Editor’s Note: Karen S. Lynch is the president and CEO of CVS Health. The opinions expressed in this commentary are her own.
Even though mental health challenges aren’t anything new, we are living in a time with a series of unique stressors that are impacting every one of us, such as Russia’s invasion of Ukraine, as well as a pandemic that has stretched two-and-a-half years and continually reminds us that as much as we want to be done with it, we’re still living with a public health emergency that none of us has experienced in our lifetimes. It’s no wonder that people are reporting “alarming” levels of stress, according to the American Psychological Association.
Mental health challenges can truly impact anyone. I understand this on a personal level — my mother wasn’t able to get the help that she needed to address her struggles, and it tragically led to her taking her own life. Because of her experiences, I’m driven and committed to helping increase access to mental health services for everyone.
Mental health has been the collateral damage of the pandemic, but the uncertainty and social isolation of this time has at least raised awareness and increased our willingness to openly discuss things like depression, loneliness and burnout. A once hidden, private and even shameful topic, our mental health and the steps we take to preserve it has become a much more regular part of our daily lives, discourse and decisions.
But, even as we’ve learned to seek treatment for mental health challenges more readily, it’s clear that our needs are outpacing the growth of quality care solutions. Suicide is a leading cause of death in the US among children and adults, with nearly 46,000 people dying by suicide in 2020.
Both the public and private sector have been taking steps to address this issue, with the federal government establishing the 988 Suicide & Crisis Lifeline, for instance. And CVS Health has committed to a goal of reducing suicide attempts by 20% among Aetna members by 2025 through a number of different approaches, including direct outreach to the families of high-risk youth, as well as partnering with outpatient programs uniquely focused on suicide prevention and risk reduction.
While these are steps in the right direction, we also need to shift how we think about mental health — away from crises and toward mental well-being.
Business leaders have a tremendous role to play here. They have an opportunity to not only do the right thing for their employees, but also serve as a catalyst for change in how mental health is recognized as an everyday health issue. Here are several ways that they can help move our collective mindset in that direction:
Be transparent and open
As one of the country’s largest employers, we offer a number of resources to our colleagues to support their mental health at all stages. Our Resources for Living program is available to all of our employees and their families and provides varying levels of support for mental health, including stress reduction and help with crisis situations. But the quality of the resources only matters if we’re leading by example, talking about mental health issues directly with our employees and making sure they feel comfortable using the resources available to them.
Business leaders should be comfortable talking openly with their employees about their own mental health, whether during a large team meeting or a one-on-one conversation. By taking that first step, they can demonstrate the importance of speaking openly about mental health and give employees the support needed to open up about their own experiences.
Increase access to mental health care
Before the pandemic, CVS Health had about 20,000 virtual mental health visits.

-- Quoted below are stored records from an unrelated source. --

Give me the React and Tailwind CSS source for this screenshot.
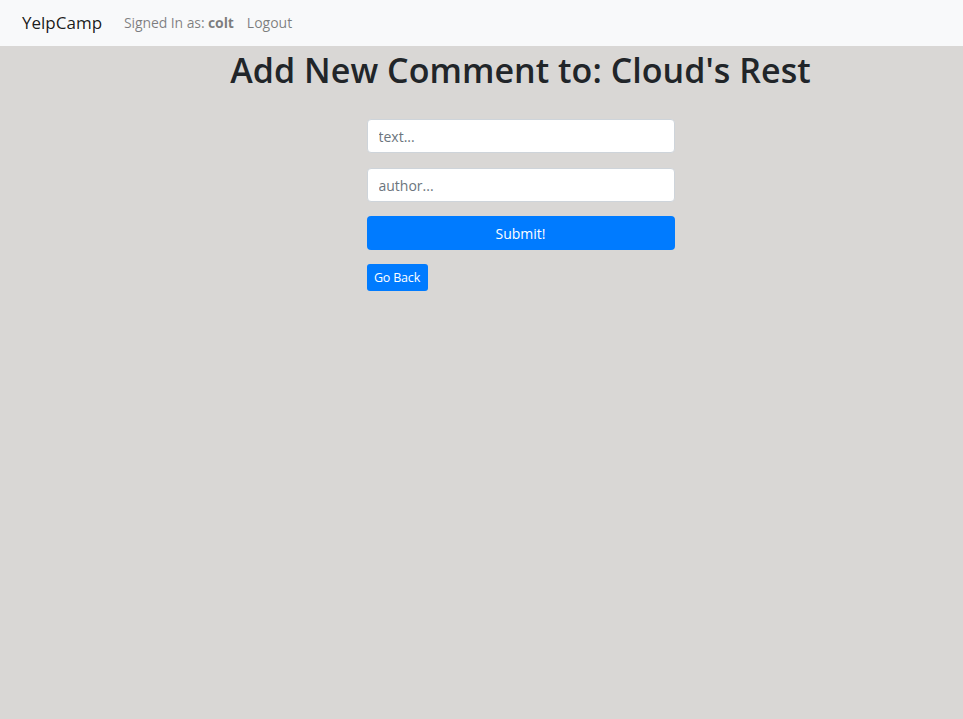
export default function App() {
  return (
    <div className="min-h-[719px] bg-[#d9d7d5] font-['Open_Sans',sans-serif] text-[#212529]">
      <nav className="h-[46px] bg-[#f8f9fa] flex items-center px-[22px] pb-[1px]">
        <a className="text-[17px] text-black/90 mr-[22px]">YelpCamp</a>
        <span className="text-[14px] text-black/50 mr-[13px] tracking-[-0.1px]">
          Signed In as: <b className="font-bold">colt</b>
        </span>
        <a className="text-[14px] text-black/50">Logout</a>
      </nav>

      <div className="pl-[78px] flex flex-col items-center">
        <h1 className="text-[34px] leading-[46px] font-semibold mt-[1px] mb-[26px] tracking-[0.05px]">
          Add New Comment to: Cloud's Rest
        </h1>
        <form className="w-[308px] flex flex-col">
          <input
            className="h-[34px] bg-white border border-[#ced4da] rounded-[4px] px-[11px] text-[14px] placeholder:text-[#6c757d] outline-none mb-[15px]"
            placeholder="text..."
          />
          <input
            className="h-[34px] bg-white border border-[#ced4da] rounded-[4px] px-[11px] text-[14px] placeholder:text-[#6c757d] outline-none mb-[14px]"
            placeholder="author..."
          />
          <button
            type="button"
            className="h-[34px] bg-[#007bff] text-white rounded-[4px] text-[14px] mb-[14px]"
          >
            Submit!
          </button>
          <a className="self-start w-[61px] h-[27px] pt-[2px] flex items-center justify-center bg-[#007bff] text-white rounded-[3px] text-[12.5px] tracking-[-0.2px]">
            Go Back
          </a>
        </form>
      </div>
    </div>
  );
}
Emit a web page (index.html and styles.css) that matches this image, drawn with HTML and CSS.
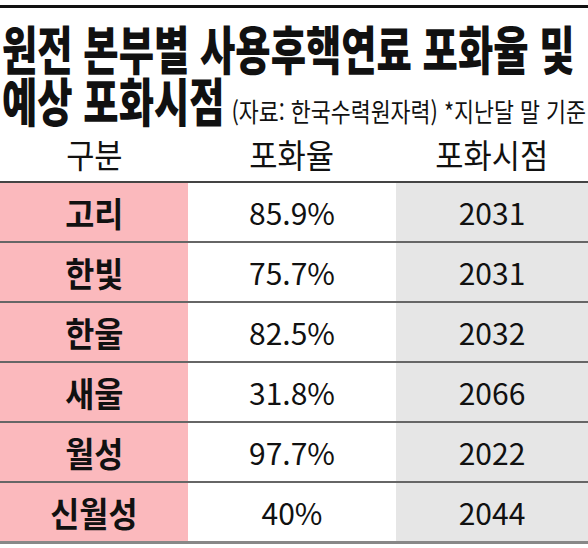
FILE: index.html
```html
<!DOCTYPE html>
<html lang="ko">

<head>
  <meta charset="UTF-8">
  <meta name="viewport" content="width=device-width, initial-scale=1.0">
  <link rel="stylesheet" href="styles.css">
</head>

<body>
  <div class="top-rule"></div>

  <h1 class="title">
    <span class="title-line">원전 본부별 사용후핵연료 포화율 및</span>
    <span class="title-line">예상 포화시점<span class="source">(자료: 한국수력원자력) *지난달 말 기준</span></span>
  </h1>

  <table class="stats">
    <colgroup>
      <col class="col-name">
      <col class="col-rate">
      <col class="col-year">
    </colgroup>
    <thead>
      <tr>
        <th><span class="head">구분</span></th>
        <th><span class="head">포화율</span></th>
        <th><span class="head">포화시점</span></th>
      </tr>
    </thead>
    <tbody>
      <tr>
        <td class="name"><span class="label">고리</span></td>
        <td class="rate">85.9%</td>
        <td class="year">2031</td>
      </tr>
      <tr>
        <td class="name"><span class="label">한빛</span></td>
        <td class="rate">75.7%</td>
        <td class="year">2031</td>
      </tr>
      <tr>
        <td class="name"><span class="label">한울</span></td>
        <td class="rate">82.5%</td>
        <td class="year">2032</td>
      </tr>
      <tr>
        <td class="name"><span class="label">새울</span></td>
        <td class="rate">31.8%</td>
        <td class="year">2066</td>
      </tr>
      <tr>
        <td class="name"><span class="label">월성</span></td>
        <td class="rate">97.7%</td>
        <td class="year">2022</td>
      </tr>
      <tr>
        <td class="name"><span class="label">신월성</span></td>
        <td class="rate">40%</td>
        <td class="year">2044</td>
      </tr>
    </tbody>
  </table>
</body>

</html>
```

FILE: styles.css
```css
body {
  margin: 0;
  width: 588px;
  overflow: hidden;
  background-color: #fff;
  color: #111;
  font-family: "Noto Sans CJK KR", "Noto Sans", sans-serif;
}

.top-rule {
  height: 3px;
  margin-top: 5px;
  background-color: #111;
}

.title {
  margin: 0;
  padding-top: 14px;
  font-size: 52px;
  font-weight: 900;
  line-height: 52px;
}

.title-line {
  display: block;
  white-space: nowrap;
  margin-left: 2px;
  transform: scaleX(0.738);
  transform-origin: left center;
}

.source {
  display: inline-block;
  margin-left: 9px;
  font-size: 26px;
  font-weight: 400;
  line-height: 26px;
  transform: scaleX(1.13);
  transform-origin: left center;
}

.stats {
  width: 588px;
  border-collapse: collapse;
  table-layout: fixed;
}

.col-name {
  width: 188px;
}

.col-rate {
  width: 208px;
}

.col-year {
  width: 192px;
}

.stats th {
  height: 55px;
  padding: 0;
  font-weight: 400;
  font-size: 33px;
  border-bottom: 2px solid #444;
}

.stats td {
  height: 58px;
  padding: 0;
  text-align: center;
  font-size: 30px;
  border-bottom: 2px solid #666;
}

.head,
.label {
  display: inline-block;
  transform: scaleX(0.93);
}

.stats .name {
  background-color: #fbb9bd;
  font-size: 34px;
  font-weight: 700;
}

.stats .year {
  background-color: #e6e6e6;
}

.stats tbody tr:last-child td {
  border-bottom: 3px solid #888;
}
```
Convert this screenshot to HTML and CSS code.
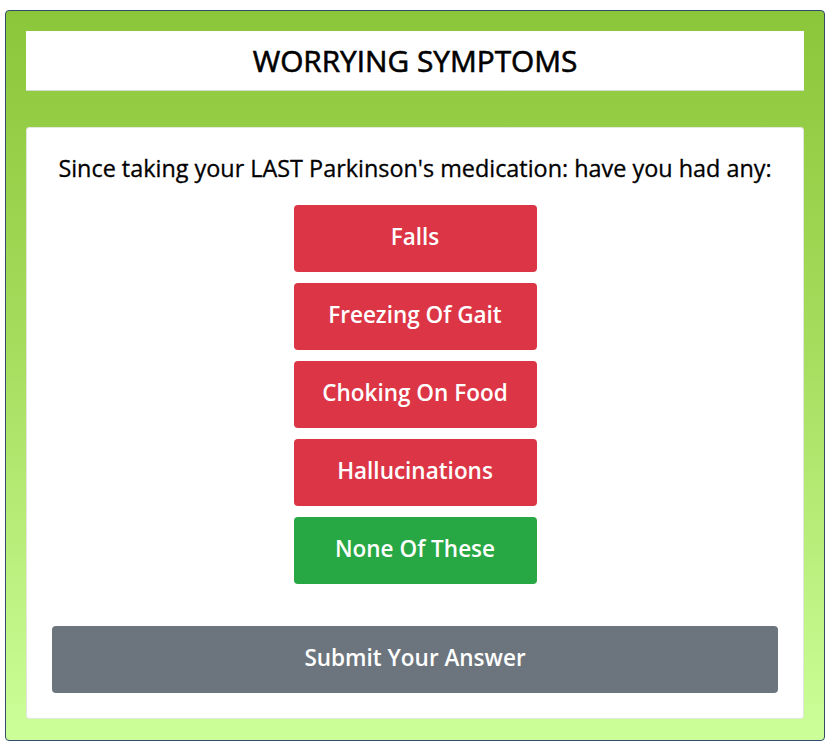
FILE: index.html
```html
<!DOCTYPE html>
<html>
<head>
<meta charset="utf-8">
<link rel="stylesheet" href="styles.css">
</head>
<body>
<div class="frame">
  <div class="header"><h1 class="title">WORRYING SYMPTOMS</h1></div>
  <div class="card">
    <p class="question">Since taking your LAST Parkinson's medication: have you had any:</p>
    <div class="options">
      <button class="btn btn-red">Falls</button>
      <button class="btn btn-red">Freezing Of Gait</button>
      <button class="btn btn-red">Choking On Food</button>
      <button class="btn btn-red">Hallucinations</button>
      <button class="btn btn-green">None Of These</button>
    </div>
    <button class="submit">Submit Your Answer</button>
  </div>
</div>
</body>
</html>
```
FILE: styles.css
```css
html, body {
  margin: 0;
  padding: 0;
  background: #fff;
}
body {
  padding: 10px 8px 0 5px;
  font-family: "Open Sans", "Noto Sans", sans-serif;
  color: #111;
}
.frame {
  height: 731px;
  box-sizing: border-box;
  border: 1px solid #2f4d6b;
  border-radius: 4px;
  background: linear-gradient(to bottom, #8bc63a 0%, #a6dc5c 45%, #ccff99 100%);
  padding: 20px 20px 21px 20px;
  display: flex;
  flex-direction: column;
  gap: 36px;
}
.header {
  background: #fff;
  height: 60px;
  display: flex;
  align-items: center;
  justify-content: center;
  border-bottom: 1px solid #d6dccd;
  box-sizing: border-box;
}
.title {
  margin: 0;
  font-size: 29.8px;
  font-weight: 400;
  -webkit-text-stroke: 0.6px #000;
  color: #000;
  letter-spacing: 0;
}
.card {
  flex: 1;
  background: #fff;
  border-radius: 3px;
  border: 1px solid #e2e6dc;
  padding: 0 25px 25px;
  display: flex;
  flex-direction: column;
  align-items: center;
}
.question {
  margin: 24px 0 0;
  font-size: 23.4px;
  line-height: 32px;
  color: #000;
  -webkit-text-stroke: 0.3px #000;
  text-align: center;
  white-space: nowrap;
}
.options {
  margin-top: 21px;
  display: flex;
  flex-direction: column;
  gap: 11px;
}
.btn {
  width: 243px;
  height: 67px;
  border: none;
  border-radius: 4px;
  color: #fff;
  font-family: inherit;
  font-size: 22.5px;
  font-weight: 600;
  padding: 0 0 4px;
}
.btn-red { background: #dc3545; }
.btn-green { background: #28a745; }
.submit {
  margin-top: auto;
  width: 100%;
  height: 67px;
  border: none;
  border-radius: 4px;
  background: #6c757d;
  color: #fff;
  font-family: inherit;
  font-size: 22.5px;
  font-weight: 600;
  padding: 0 0 4px;
}
```
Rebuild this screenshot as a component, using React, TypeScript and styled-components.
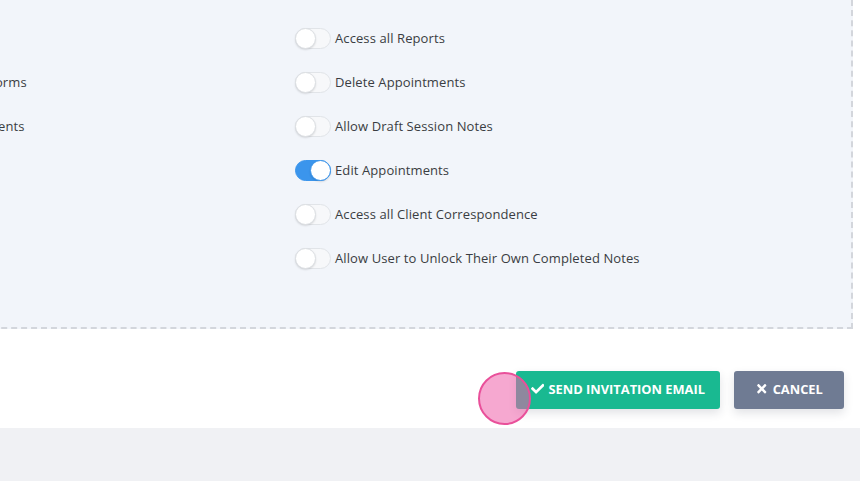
import React from "react";
import styled, { createGlobalStyle } from "styled-components";
import { FaCheck, FaTimes } from "react-icons/fa";

const GlobalStyle = createGlobalStyle`
  html, body { margin: 0; padding: 0; }
  body {
    font-family: "Open Sans", "Noto Sans", sans-serif;
    background: #ffffff;
    overflow: hidden;
    width: 860px;
    height: 481px;
  }
`;

const Page = styled.div`
  display: flex;
  flex-direction: column;
  width: 860px;
  height: 481px;
  overflow: hidden;
`;

const Panel = styled.section`
  margin-left: -158px;
  margin-right: 7px;
  padding: 16px 20px 47px 20px;
  background: #f2f5fa;
  border-right: 2px dashed #d3d6dc;
  border-bottom: 2px dashed #d3d6dc;
`;

const Grid = styled.div`
  display: grid;
  grid-template-columns: 433px 1fr;
  grid-auto-rows: 44px;
`;

const Item = styled.label`
  display: flex;
  align-items: center;
  gap: 4px;
  font-size: 13px;
  letter-spacing: 0.1px;
  color: #3a3d42;
  white-space: nowrap;
`;

const Track = styled.span<{ $on: boolean }>`
  position: relative;
  flex: none;
  width: 36px;
  height: 21px;
  border-radius: 11px;
  box-sizing: border-box;
  background: ${(p) => (p.$on ? "#3b95ec" : "#f7f8fa")};
  border: 1px solid ${(p) => (p.$on ? "#3b95ec" : "#e1e4e8")};
`;

const Knob = styled.span<{ $on: boolean }>`
  position: absolute;
  top: -1px;
  left: ${(p) => (p.$on ? "14px" : "-1px")};
  width: 21px;
  height: 21px;
  border-radius: 50%;
  background: #ffffff;
  box-sizing: border-box;
  border: 1px solid ${(p) => (p.$on ? "#3b95ec" : "#dcdfe3")};
  box-shadow: 0 1px 2px rgba(0, 0, 0, 0.12);
`;

const Footer = styled.div`
  height: 99px;
  display: flex;
  justify-content: flex-end;
  align-items: flex-start;
  gap: 14px;
  padding: 42px 16px 0 0;
  box-sizing: border-box;
  background: #ffffff;
`;

const Bottom = styled.div`
  flex: 1;
  background: #f0f1f4;
`;

const Button = styled.button<{ $variant: "primary" | "muted" }>`
  position: relative;
  height: 38px;
  min-width: 110px;
  padding: 0 15px 3px;
  display: inline-flex;
  align-items: center;
  justify-content: center;
  gap: 4px;
  border: none;
  border-radius: 3px;
  font-family: "Open Sans", "Noto Sans", sans-serif;
  font-weight: 700;
  font-size: 12.85px;
  text-transform: uppercase;
  color: #ffffff;
  background: ${(p) => (p.$variant === "primary" ? "#19b991" : "#6f7b93")};
  box-shadow: 0 4px 10px rgba(40, 50, 70, 0.14);
  cursor: pointer;
  svg { font-size: 13.5px; }
`;

const ClickMark = styled.span`
  position: absolute;
  left: -38px;
  top: 1px;
  width: 53px;
  height: 53px;
  box-sizing: border-box;
  border-radius: 50%;
  background: rgba(238, 96, 170, 0.55);
  border: 2px solid #e9509a;
  pointer-events: none;
`;

type Perm = { label: string; on?: boolean };

const left: Perm[] = [
  { label: "" },
  { label: "Access Intake Forms" },
  { label: "Access Attachments" },
  { label: "" },
  { label: "" },
  { label: "" },
];

const right: Perm[] = [
  { label: "Access all Reports" },
  { label: "Delete Appointments" },
  { label: "Allow Draft Session Notes" },
  { label: "Edit Appointments", on: true },
  { label: "Access all Client Correspondence" },
  { label: "Allow User to Unlock Their Own Completed Notes" },
];

function Toggle({ on }: { on: boolean }) {
  return (
    <Track $on={on}>
      <Knob $on={on} />
    </Track>
  );
}

export default function App() {
  const rows = right.map((r, i) => [left[i], r] as const);
  return (
    <Page>
      <GlobalStyle />
      <Panel>
        <Grid>
          {rows.map(([l, r], i) => (
            <React.Fragment key={i}>
              <Item>
                {l.label && (
                  <>
                    <Toggle on={!!l.on} />
                    {l.label}
                  </>
                )}
              </Item>
              <Item>
                <Toggle on={!!r.on} />
                {r.label}
              </Item>
            </React.Fragment>
          ))}
        </Grid>
      </Panel>
      <Footer>
        <Button $variant="primary">
          <FaCheck />
          Send Invitation Email
          <ClickMark />
        </Button>
        <Button $variant="muted">
          <FaTimes />
          Cancel
        </Button>
      </Footer>
      <Bottom />
    </Page>
  );
}
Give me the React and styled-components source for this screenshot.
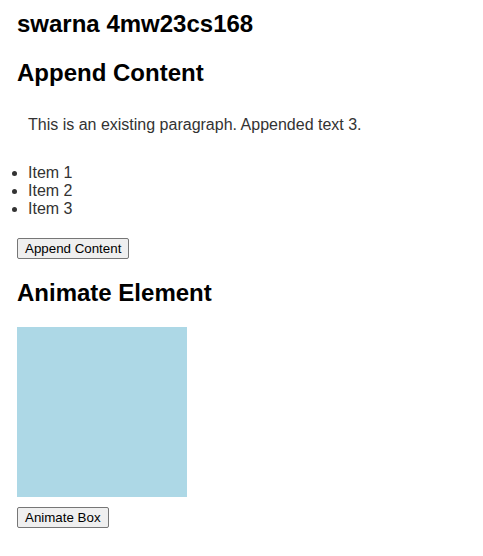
import React from "react";
import styled, { createGlobalStyle } from "styled-components";

const GlobalStyle = createGlobalStyle`
  body {
    margin: 0;
    background: #fff;
    font-family: "Liberation Sans", Arial, sans-serif;
  }
`;

const Page = styled.div`
  padding-top: 10px;
`;

const Heading = styled.h2`
  font-size: 24px;
  font-weight: bold;
  line-height: normal;
  color: #000;
  margin: ${props => (props.$first ? "0 17px 21px" : "20px 17px")};
`;

const Paragraph = styled.p`
  margin: 19px 17px 20px;
  padding: 9px 11px 10px;
  font-size: 16px;
  line-height: normal;
  color: #333;
`;

const ItemList = styled.ul`
  margin: 20px 0;
  padding-left: 28px;
  font-size: 16px;
  line-height: normal;
  color: #333;
`;

const ButtonRow = styled.div`
  display: flex;
  margin: ${props => (props.$tight ? "10px 17px" : "20px 17px")};
`;

const Button = styled.button`
  font-family: "Liberation Sans", Arial, sans-serif;
  font-size: 13.33px;
  line-height: normal;
  color: #000;
  background: #efefef;
  border: 1px solid #767676;
  border-radius: 2px;
  padding: 2px 7px;
`;

const Box = styled.div`
  width: 170px;
  height: 170px;
  margin: 0 17px;
  background: lightblue;
`;

const App = () => {
  const items = ["Item 1", "Item 2", "Item 3"];
  return (
    <Page>
      <GlobalStyle />
      <Heading $first>swarna 4mw23cs168</Heading>
      <Heading>Append Content</Heading>
      <Paragraph>This is an existing paragraph. Appended text 3.</Paragraph>
      <ItemList>
        {items.map(item => (
          <li key={item}>{item}</li>
        ))}
      </ItemList>
      <ButtonRow>
        <Button>Append Content</Button>
      </ButtonRow>
      <Heading>Animate Element</Heading>
      <Box />
      <ButtonRow $tight>
        <Button>Animate Box</Button>
      </ButtonRow>
    </Page>
  );
};

export default App;
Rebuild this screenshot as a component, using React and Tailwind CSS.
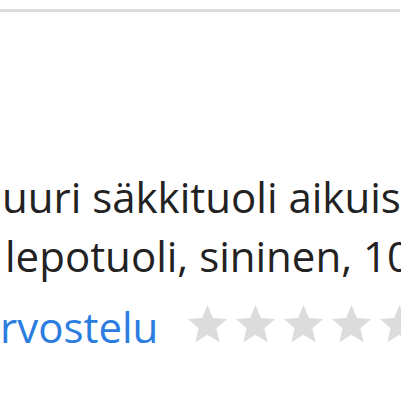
import React from "react";

const Star = () => (
  <svg viewBox="0 0 24 24" className="w-[47px] h-[47px] shrink-0" fill="#dcdcdc">
    <path d="M12 17.27L18.18 21l-1.64-7.03L22 9.24l-7.19-.61L12 2 9.19 8.63 2 9.24l5.46 4.73L5.82 21z" />
  </svg>
);

const App = () => {
  return (
    <div className="w-[401px] h-[401px] bg-white overflow-hidden" style={{ fontFamily: '"Open Sans", sans-serif' }}>
      {/* top divider */}
      <div className="pt-[9px] pr-[1px]">
        <div className="h-[3px] bg-[#dcdcdc]" />
      </div>

      {/* product title */}
      <div className="mt-[155px] pl-[2px] text-[42px] leading-[59px] text-[#222222] whitespace-nowrap">
        <div>uuri säkkituoli aikuisille</div>
        <div className="pl-[3px]">lepotuoli, sininen, 100 x 110 cm</div>
      </div>

      {/* rating row */}
      <div className="mt-[12px] flex items-center whitespace-nowrap">
        <span className="text-[42px] leading-[59px] text-[#2b7de0]">rvostelu</span>
        <div className="flex items-center gap-[1px] ml-[26px] mb-[5px]">
          <Star />
          <Star />
          <Star />
          <Star />
          <Star />
        </div>
      </div>
    </div>
  );
};

export default App;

In 2020 and 2021, we had 20 million. We need to continue to break down barriers so people can easily locate the right resources to get the care they need, whether that is virtual or in-person. This can also help reach populations, such as young adults, that might be more comfortable talking about these types of issues in a virtual setting.
Of course not every company is in the health care industry, but every company will be impacted by health care and mental health in some way. The programs that we provide to our employees are available to anyone, but companies can also consider offering trainings like Mental Health First Aid or Talk Saves Lives, a program developed by the American Foundation for Suicide Prevention that provides research on risks and prevention.
Encourage peer support
Your employees can be your greatest advocate in this area. In addition to offering colleague support groups that are facilitated by clinicians, we publish a quarterly mental well-being resource guide for our leaders and managers. Each issue of this guide covers a specific topic — such as addressing burnout with resilience or suicide prevention — and includes relevant articles, tools and tips to help leaders better understand the topic. We also recently introduced a program through Thrive Global to support employees’ physical, mental and emotional well-being. The Thrive platform will enable our colleagues to manage stress, improve focus, strengthen connections with others and support their overall well-being.
Another key approach to encouraging peer support is to provide a forum where employees can connect on shared experiences. We’ve set up a program to allow employees to voluntarily share inspiring stories on our company intranet site about how they’ve overcome their personal mental health challenges. These stories always generate an overwhelmingly positive response from across the organization.
This is the time for us to start building on the mental health awareness that the pandemic brought with it, and to make the most of our hard-won lessons. We need to take those everyday conversations about well-being and turn them into real action.